The competitions with the smallest within-athlete variation came in skeleton and 1,000-meter speedskating. The authors explained that this was because most of the outcome in these races was determined by having a very fast start, and little changed after this initial burst. Thus, they called these “low-skill” sports which depended mainly on one highly trainable factor.
Those with the most variation? Surfing, where competitions are won and lost based on a judge’s objective score and tricks can either be successful and go wrong, and women’s weightlifting, which the authors explained might have extra variation because it is relatively new as an Olympic sport and the field is not so deep or well-developed.
The next step was to compare this within-athlete variation to among-athlete variation. To do this, researchers often use a metric called “ICC”, or the Intraclass Competition Coefficient. It essentially tells how well-correlated the results of one competition are to another.
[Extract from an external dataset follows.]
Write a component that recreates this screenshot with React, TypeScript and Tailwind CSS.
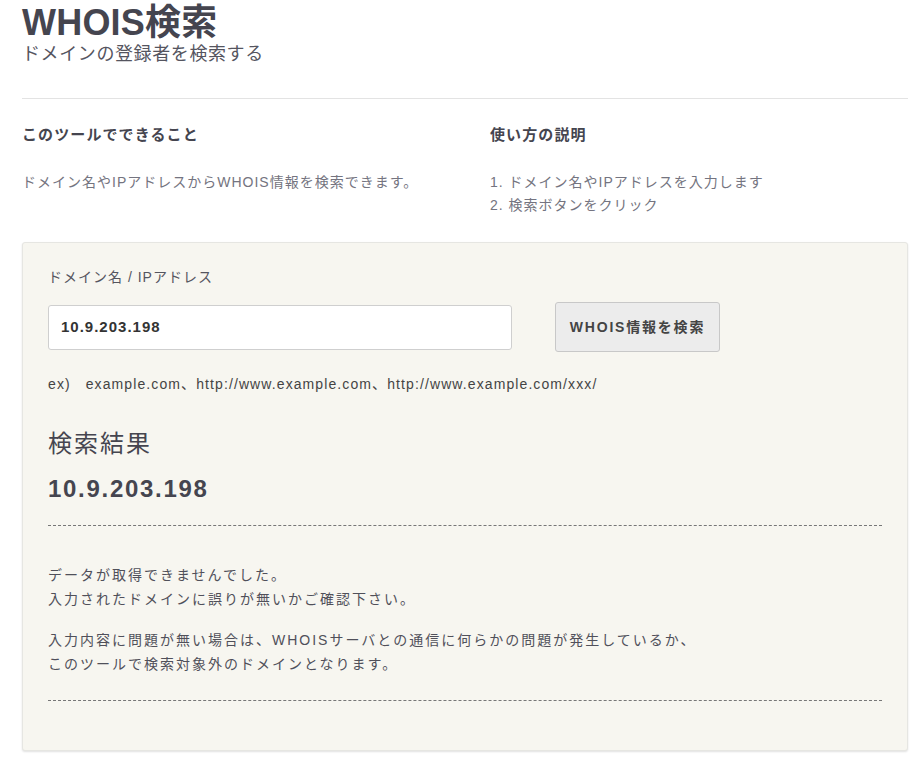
import React from "react";

export default function App() {
  const font = { fontFamily: '"Liberation Sans", "Noto Sans CJK JP", sans-serif' };
  return (
    <div className="min-h-[765px] bg-white text-[#45454f]" style={font}>
      <div className="pl-[22px] pr-[10px] pt-[3px]">
        <h1 className="text-[36px] font-bold leading-[40px] tracking-[0.2px] text-[#45454f]">WHOIS検索</h1>
        <p className="text-[18px] leading-[22px] tracking-[0.6px] text-[#55555f]">ドメインの登録者を検索する</p>
        <hr className="mt-[33px] border-t border-[#e3e3e3]" />
        <div className="grid grid-cols-[468px_1fr] pt-[26px]">
          <div>
            <h2 className="text-[15px] font-bold leading-[20px] tracking-[1.1px] text-[#45454f]">このツールでできること</h2>
            <p className="mt-[26px] text-[14px] leading-[23px] tracking-[1px] text-[#747480]">ドメイン名やIPアドレスからWHOIS情報を検索できます。</p>
          </div>
          <div>
            <h2 className="text-[15px] font-bold leading-[20px] tracking-[1.1px] text-[#45454f]">使い方の説明</h2>
            <ol className="mt-[26px] text-[14px] leading-[23px] tracking-[1px] text-[#747480]">
              <li>1. ドメイン名やIPアドレスを入力します</li>
              <li>2. 検索ボタンをクリック</li>
            </ol>
          </div>
        </div>
        <div className="mt-[25px] rounded-[3px] border border-[#e6e6e2] bg-[#f7f6f0] px-[25px] pt-[23px] pb-[49px] shadow-[0_1px_2px_rgba(0,0,0,0.12)]">
          <label className="block text-[14px] leading-[22px] tracking-[1px] text-[#55555f]">ドメイン名 / IPアドレス</label>
          <div className="mt-[14px] flex h-[50px] items-center gap-[43px]">
            <div className="flex h-[45px] w-[464px] items-center rounded-[3px] border border-[#cfcfcf] bg-white px-[12px]">
              <span className="text-[15px] font-bold tracking-[1px] text-[#333]">10.9.203.198</span>
            </div>
            <button className="h-[50px] w-[165px] rounded-[3px] border border-[#c8c8c8] bg-[#ececec] text-[14px] font-bold tracking-[1.8px] text-[#444]">
              WHOIS情報を検索
            </button>
          </div>
          <p className="mt-[21px] text-[14px] leading-[22px] tracking-[1.1px] text-[#444]">
            ex)&nbsp;&nbsp;&nbsp;example.com、http://www.example.com、http://www.example.com/xxx/
          </p>
          <h3 className="mt-[33px] text-[24px] leading-[32px] tracking-[2px] text-[#45454f]">検索結果</h3>
          <p className="mt-[13px] text-[24px] font-bold leading-[32px] tracking-[1.7px] text-[#45454f]">10.9.203.198</p>
          <div className="mt-[20px] border-t border-dashed border-[#777]" />
          <div className="mt-[37px] text-[14px] leading-[24px] tracking-[2px] text-[#50505a]">
            <p>データが取得できませんでした。</p>
            <p>入力されたドメインに誤りが無いかご確認下さい。</p>
            <p className="mt-[17px]">入力内容に問題が無い場合は、WHOISサーバとの通信に何らかの問題が発生しているか、</p>
            <p>このツールで検索対象外のドメインとなります。</p>
          </div>
          <div className="mt-[24px] border-t border-dashed border-[#777]" />
        </div>
      </div>
    </div>
  );
}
Interestingly, the Spencer paper found that while overall results in cross-country skiing were very predictable, with >90% correlation between competition results both within and between seasons on the World Cup, it was much harder to predict the top 10. In the men’s field, there was practically no correlation between results of races from one weekend to the next. In the women’s field, the ICC was about 30% in distance racing, but much lower in sprints.
Why so low, particularly in the men’s field? Because the top athletes are so well-matched, within-athlete variability in performance was able to affect the outcome. The women’s field was less deep, the authors argued, so the within-athlete variations did not so often overwhelm the differences between athletes.
However, when Macata and Hopkins compared the ICC values to that of other sports, they used the high values of all the results rather than the low values of top-10 results. They also did this for the other sports, since it was difficult to find published ICC values at all, much less for only the best athletes (more papers had calculated within-athlete variation than ICC’s).
And with that overall World Cup field, cross-country skiing is more predictable than most other sports, they concluded. Rowing had an ICC of 65%; speedskating 74%; triathlon, 36%. Down at the bottom was surfing, where the difference of scores for any given athlete between two competitions could be extremely large. There, the ICC showed that results from one event to the next were only 18% replicated.
Of course, the review was not completely exhaustive. They used only sports which have time-, weight- or distance-based results, like track and field, rowing, speed skating, triathlon, and cycling. Surfing was the anomaly in terms of being a judged sport, and potentially other judged sports (like gymnastics, figure skating, or freestyle skiing) would have similarly low ICC numbers.
They also excluding team scoring-based sports like soccer, basketball, and hockey, where it’s difficult to directly compare performances between games.
But for the type of sports they could analyze, and find data for, cross-country skiing came out on top.
“For highly predictable sports, such as cross-country skiing, placings in any single competition are a good representation of a ranking of athletes’ abilities,” the authors wrote.
One takehome message? This should make it easy for coaches to calculate, using testing, what magnitude of improvement would win an athlete an extra medal.
“In this review we focused on the within-athlete variability as a statistic to derive the smallest and other important magnitude thresholds for changes in competitive performance,” Macata and Hopkins concluded. “These thresholds can be transformed into thresholds for research on factors affecting performance in laboratory and field tests.”